* _Requirement_
Pull each line containing "this" out of the data and copy it.

**********

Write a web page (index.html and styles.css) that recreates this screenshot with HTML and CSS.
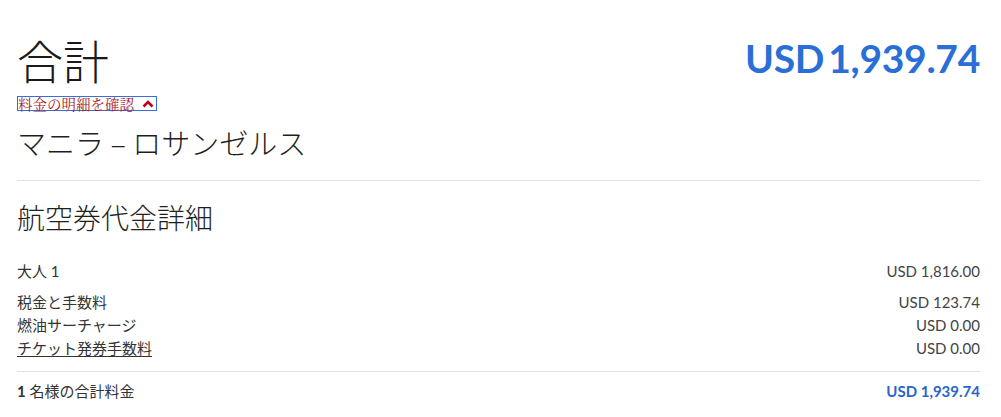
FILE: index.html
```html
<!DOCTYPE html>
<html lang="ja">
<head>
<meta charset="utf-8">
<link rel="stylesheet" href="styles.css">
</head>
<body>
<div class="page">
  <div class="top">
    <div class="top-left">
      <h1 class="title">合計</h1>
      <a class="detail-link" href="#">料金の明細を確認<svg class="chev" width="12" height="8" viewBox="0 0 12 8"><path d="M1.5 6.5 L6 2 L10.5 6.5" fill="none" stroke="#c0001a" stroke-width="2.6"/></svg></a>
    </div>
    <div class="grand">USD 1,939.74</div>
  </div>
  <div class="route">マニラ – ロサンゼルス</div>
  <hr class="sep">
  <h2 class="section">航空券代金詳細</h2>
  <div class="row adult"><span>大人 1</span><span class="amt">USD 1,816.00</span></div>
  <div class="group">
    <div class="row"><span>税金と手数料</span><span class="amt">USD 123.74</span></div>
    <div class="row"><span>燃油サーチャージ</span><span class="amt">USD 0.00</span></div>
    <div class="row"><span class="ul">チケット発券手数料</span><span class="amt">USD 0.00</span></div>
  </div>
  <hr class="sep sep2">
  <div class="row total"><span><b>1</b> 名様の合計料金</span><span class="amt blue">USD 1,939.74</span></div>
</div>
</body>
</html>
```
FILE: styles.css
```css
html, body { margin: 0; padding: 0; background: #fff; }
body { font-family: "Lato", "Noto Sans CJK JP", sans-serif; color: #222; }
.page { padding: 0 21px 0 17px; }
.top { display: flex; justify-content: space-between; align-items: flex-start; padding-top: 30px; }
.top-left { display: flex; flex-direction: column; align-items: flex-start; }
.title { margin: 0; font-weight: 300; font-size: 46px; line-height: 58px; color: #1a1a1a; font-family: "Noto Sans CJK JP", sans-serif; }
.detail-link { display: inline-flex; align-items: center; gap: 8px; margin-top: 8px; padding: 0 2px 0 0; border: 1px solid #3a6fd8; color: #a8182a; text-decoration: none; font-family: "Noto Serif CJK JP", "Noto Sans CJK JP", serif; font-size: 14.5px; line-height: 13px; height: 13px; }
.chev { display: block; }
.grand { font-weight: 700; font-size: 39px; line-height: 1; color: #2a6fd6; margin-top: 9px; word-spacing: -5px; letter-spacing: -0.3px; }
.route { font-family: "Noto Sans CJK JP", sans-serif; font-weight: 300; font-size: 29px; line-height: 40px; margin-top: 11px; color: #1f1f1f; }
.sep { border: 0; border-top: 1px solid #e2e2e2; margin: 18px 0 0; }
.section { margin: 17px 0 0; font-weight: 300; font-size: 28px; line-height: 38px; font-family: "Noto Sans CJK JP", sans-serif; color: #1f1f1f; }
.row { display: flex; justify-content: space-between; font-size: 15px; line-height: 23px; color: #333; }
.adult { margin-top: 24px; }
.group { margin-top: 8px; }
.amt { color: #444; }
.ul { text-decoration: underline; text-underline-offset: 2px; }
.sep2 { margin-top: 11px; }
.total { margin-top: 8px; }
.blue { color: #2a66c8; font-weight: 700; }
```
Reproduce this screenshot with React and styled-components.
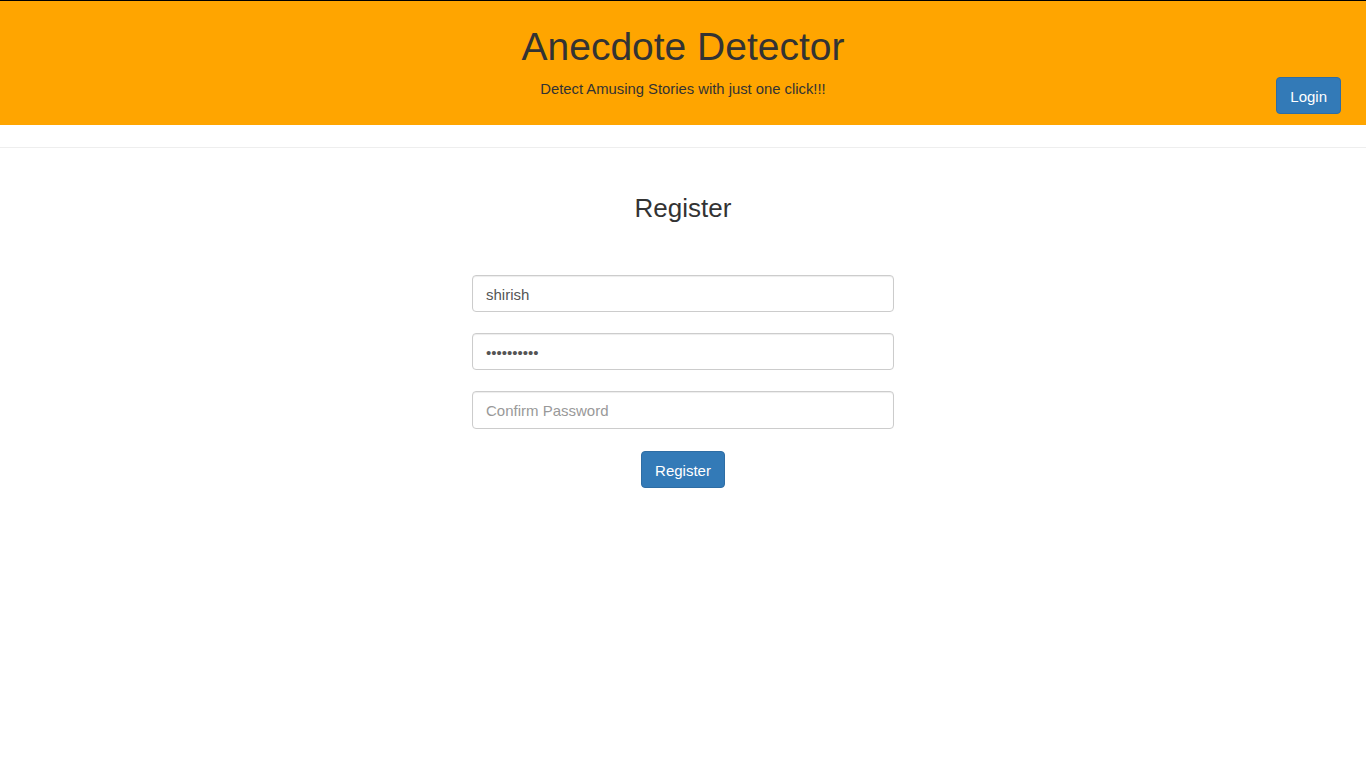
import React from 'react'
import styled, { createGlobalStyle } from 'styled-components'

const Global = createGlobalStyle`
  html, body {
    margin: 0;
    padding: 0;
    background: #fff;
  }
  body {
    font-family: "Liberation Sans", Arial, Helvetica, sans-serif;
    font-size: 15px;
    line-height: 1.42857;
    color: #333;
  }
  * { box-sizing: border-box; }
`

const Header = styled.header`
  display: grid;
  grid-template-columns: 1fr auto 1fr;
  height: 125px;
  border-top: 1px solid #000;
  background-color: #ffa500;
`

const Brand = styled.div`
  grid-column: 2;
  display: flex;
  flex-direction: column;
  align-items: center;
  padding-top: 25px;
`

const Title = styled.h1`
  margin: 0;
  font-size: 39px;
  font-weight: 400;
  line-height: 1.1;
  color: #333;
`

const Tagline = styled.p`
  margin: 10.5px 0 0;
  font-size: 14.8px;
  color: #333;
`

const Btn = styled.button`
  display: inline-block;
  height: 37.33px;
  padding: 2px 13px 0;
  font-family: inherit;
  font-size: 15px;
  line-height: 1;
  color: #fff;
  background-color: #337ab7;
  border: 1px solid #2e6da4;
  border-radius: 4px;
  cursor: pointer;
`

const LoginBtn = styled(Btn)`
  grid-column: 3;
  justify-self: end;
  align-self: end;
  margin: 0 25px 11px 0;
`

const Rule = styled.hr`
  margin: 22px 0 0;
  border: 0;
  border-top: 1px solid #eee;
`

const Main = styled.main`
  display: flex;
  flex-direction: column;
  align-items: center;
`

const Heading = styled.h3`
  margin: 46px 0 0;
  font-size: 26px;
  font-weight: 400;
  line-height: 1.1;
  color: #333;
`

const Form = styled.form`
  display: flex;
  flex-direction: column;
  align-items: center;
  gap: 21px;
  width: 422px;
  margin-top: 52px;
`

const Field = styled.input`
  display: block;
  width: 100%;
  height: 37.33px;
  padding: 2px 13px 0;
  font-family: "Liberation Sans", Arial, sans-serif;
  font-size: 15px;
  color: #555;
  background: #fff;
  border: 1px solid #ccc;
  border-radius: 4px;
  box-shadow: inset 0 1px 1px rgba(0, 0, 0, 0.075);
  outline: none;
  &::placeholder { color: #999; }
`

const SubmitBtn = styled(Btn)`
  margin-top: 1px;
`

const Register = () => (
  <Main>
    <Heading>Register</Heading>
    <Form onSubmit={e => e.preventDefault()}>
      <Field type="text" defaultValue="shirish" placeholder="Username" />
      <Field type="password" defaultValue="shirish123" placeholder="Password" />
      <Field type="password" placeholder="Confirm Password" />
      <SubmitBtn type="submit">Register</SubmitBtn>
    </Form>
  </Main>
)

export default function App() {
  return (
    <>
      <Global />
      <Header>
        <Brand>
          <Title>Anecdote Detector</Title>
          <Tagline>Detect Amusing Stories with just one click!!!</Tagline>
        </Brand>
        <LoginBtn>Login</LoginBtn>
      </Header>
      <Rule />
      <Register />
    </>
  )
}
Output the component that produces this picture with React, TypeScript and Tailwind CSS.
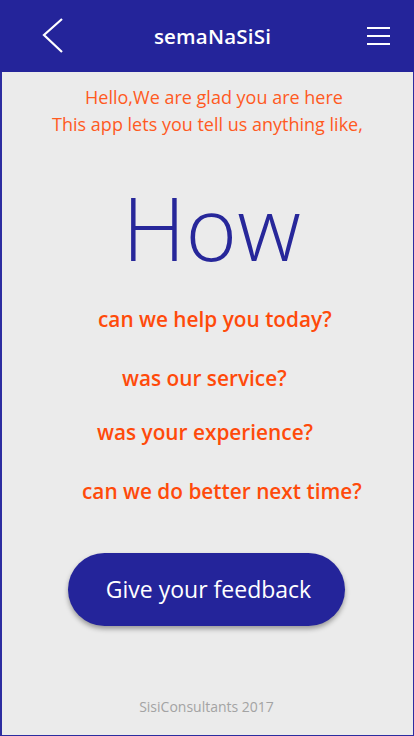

**********

* _Exercise output_
Write a web page (index.html and styles.css) that recreates this screenshot with HTML and CSS.
Reproduce this screenshot with React and styled-components.
Output the component that produces this picture with React, TypeScript and Tailwind CSS.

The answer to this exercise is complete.